Another crucial work to the exhibition is the triptych In Bed with M. (Sleeping Blue. Red with Shame. Black Like Me). Created in 2014-2016, the photographs present a classification of violence, which Janin divides by colors into: blue – religious systems, black – exclusion and lack of knowledge about women, and red – shame. Significantly, this selfie series was created during sleepless nights, in bed, in the presence of a partner lying next to the artist. This physical proximity and at the same time psychological distance is reflected in extremely intimate frames showing the artist’s face with her eyes closed. As Janin emphasizes in her interview with SZUMRed with Shame is a work about the emotion through which a victim of domestic violence is controlled. You are ashamed of what happens out of sight of others; that a person close to you disrespects and humiliates you so much. This you hide for fear of being misunderstood and socially rejected. The three colors mark the artist’s face with cultural connotations and also correspond to the photographic process of developing photos in the darkroom. The adapted perspective puts viewers in the position of voyeurs, peeping at the artist while she sleeps. At the same time, the work questions who owns the image: the photographer or the photographed, and when, and why, a photograph can be taken without looking.
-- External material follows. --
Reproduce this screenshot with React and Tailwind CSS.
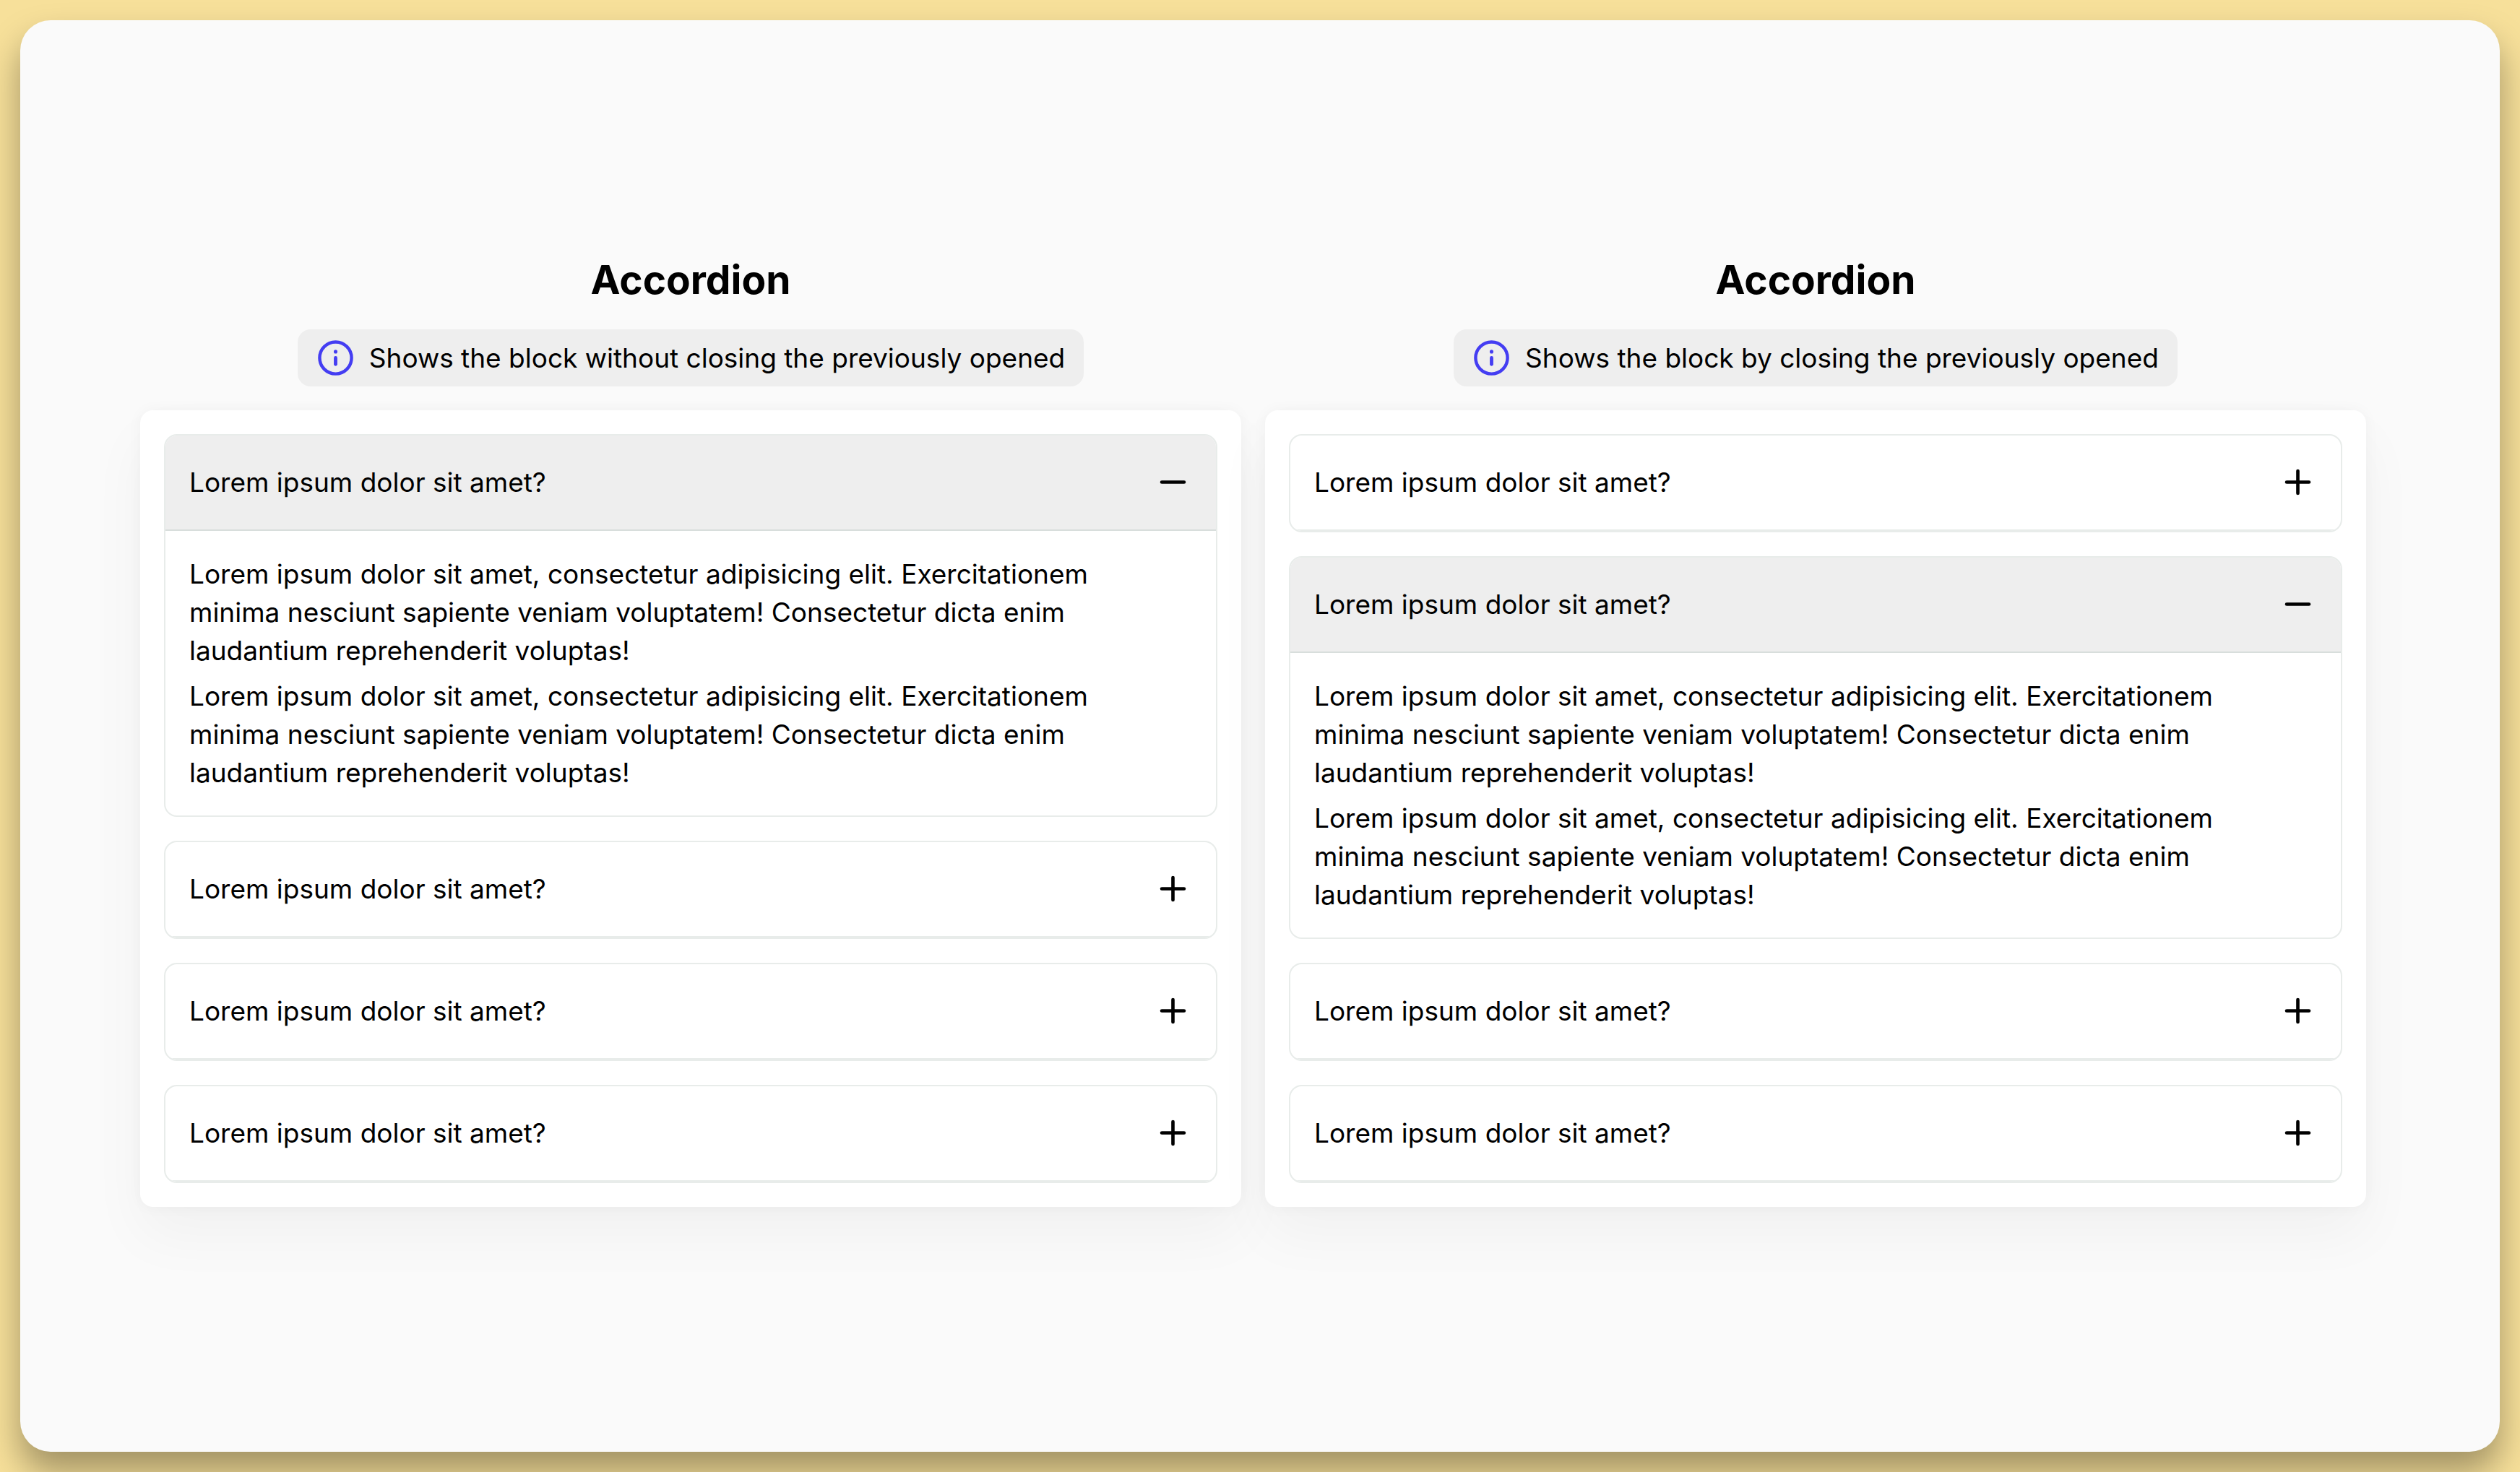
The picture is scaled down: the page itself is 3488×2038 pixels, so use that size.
import { useState } from "react";

const PARAGRAPH =
  "Lorem ipsum dolor sit amet, consectetur adipisicing elit. Exercitationem minima nesciunt sapiente veniam voluptatem! Consectetur dicta enim laudantium reprehenderit voluptas!";

const ITEMS = [0, 1, 2, 3];

function InfoIcon() {
  return (
    <svg viewBox="0 0 24 24" fill="none" className="size-[53px] shrink-0 text-[#443df2]" aria-hidden="true">
      <circle cx="12" cy="12" r="10" stroke="currentColor" strokeWidth="2" />
      <path d="M12 12v4" stroke="currentColor" strokeWidth="2.2" strokeLinecap="round" />
      <circle cx="12" cy="8.1" r="1.15" fill="currentColor" />
    </svg>
  );
}

function ToggleIcon({ open }) {
  return (
    <svg
      viewBox="0 0 24 24"
      fill="none"
      stroke="currentColor"
      strokeWidth="2.1"
      strokeLinecap="round"
      className="size-[53px] shrink-0"
      aria-hidden="true"
    >
      <path d="M5 12h14" />
      {!open && <path d="M12 5v14" />}
    </svg>
  );
}

function AccordionItem({ id, open, onToggle }) {
  return (
    <div className="overflow-hidden rounded-[18px] border-2 border-[#e8ecea]">
      <h3>
        <button
          type="button"
          id={`${id}-header`}
          aria-expanded={open}
          aria-controls={`${id}-panel`}
          onClick={onToggle}
          className={
            open
              ? "flex h-[132px] w-full items-center justify-between border-b-2 border-[#d8dedc] bg-[#eeeeee] px-[33px] text-left"
              : "flex h-[132px] w-full items-center justify-between border-b-2 border-[#e8ecea] px-[33px] text-left"
          }
        >
          <span>Lorem ipsum dolor sit amet?</span>
          <ToggleIcon open={open} />
        </button>
      </h3>
      {open && (
        <div
          id={`${id}-panel`}
          role="region"
          aria-labelledby={`${id}-header`}
          className="flex flex-col gap-[10px] py-[33px] pr-[100px] pl-[33px]"
        >
          <p>{PARAGRAPH}</p>
          <p>{PARAGRAPH}</p>
        </div>
      )}
    </div>
  );
}

function Accordion({ name, hint, initial, single }) {
  const [opened, setOpened] = useState([initial]);

  const toggle = (i) =>
    setOpened((current) => {
      if (current.includes(i)) return current.filter((n) => n !== i);
      return single ? [i] : [...current, i];
    });

  return (
    <section className="flex min-w-0 flex-1 flex-col items-center">
      <h2 className="text-[55px] leading-[80px] font-bold">Accordion</h2>
      <p className="mt-[29px] flex items-center gap-[20px] rounded-[18px] bg-[#eeeeee] px-[26px] py-[13px]">
        <InfoIcon />
        <span>{hint}</span>
      </p>
      <div className="mt-[33px] flex w-full flex-col gap-[33px] rounded-[18px] bg-white p-[33px] shadow-[0_40px_80px_rgba(0,0,0,0.04),0_0_20px_rgba(0,0,0,0.04)]">
        {ITEMS.map((i) => (
          <AccordionItem key={i} id={`${name}-${i}`} open={opened.includes(i)} onToggle={() => toggle(i)} />
        ))}
      </div>
    </section>
  );
}

export default function App() {
  return (
    <div className="flex min-h-screen bg-[#f7e09a] p-[28px] font-['Inter',sans-serif] text-[37px] leading-[53px] text-black">
      <main className="flex flex-1 items-center gap-[33px] rounded-[42px] bg-[#fafafa] pr-[185px] pb-[21px] pl-[166px] shadow-[0_28px_48px_rgba(0,0,0,0.35)]">
        <Accordion name="multi" hint="Shows the block without closing the previously opened" initial={0} />
        <Accordion name="single" hint="Shows the block by closing the previously opened" initial={1} single />
      </main>
    </div>
  );
}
The metaphor of dormancy, as well as the inability to conform to the existing order of the world, is referred to in the Takotsubo series, created by the artist between 2017 and 2024. Takotsubo, derived from the medical language, also known as broken heart disease, is an acute yet reversible cardiac condition that, with its symptoms, resembles a heart attack (and other symptoms of cardiovascular diseases). This is a tale of an advancing disease, hidden in the body and therefore invisible in the sphere of social coexistence. Closed in a box, the monumentalized anatomically -shaped heart, crumpled and distorted, appears both as an alien creature or medical experiment isolated from the world and as a precious and delicate, worn-out material needing protection. As in the case of In Bed with M., domestic violence, remaining culturally silent, “eats” the artist from within. However, this does not mean a complete loss of the self, but rather a new establishment of the self, overcoming shame and asking for help, which is important in the context of the exhibition’s venue, the Galeria Czas Kobiet [Women’s Time Gallery], operating at a foundation that supports women in crisis. Seeking empowerment, the SHAME exhibition also seeks language and concepts that Survivors (not victims, but survivors) can use to talk about violence – without shame.

*E. Kosofsky Sedgwick, Shame, Theatricality and Queer Performativity: Henry James’s „The Art of Novel”, w: Touching Feeling. Affect, Pedagogy, Performativity, Duke University Press, Durham-London 2003.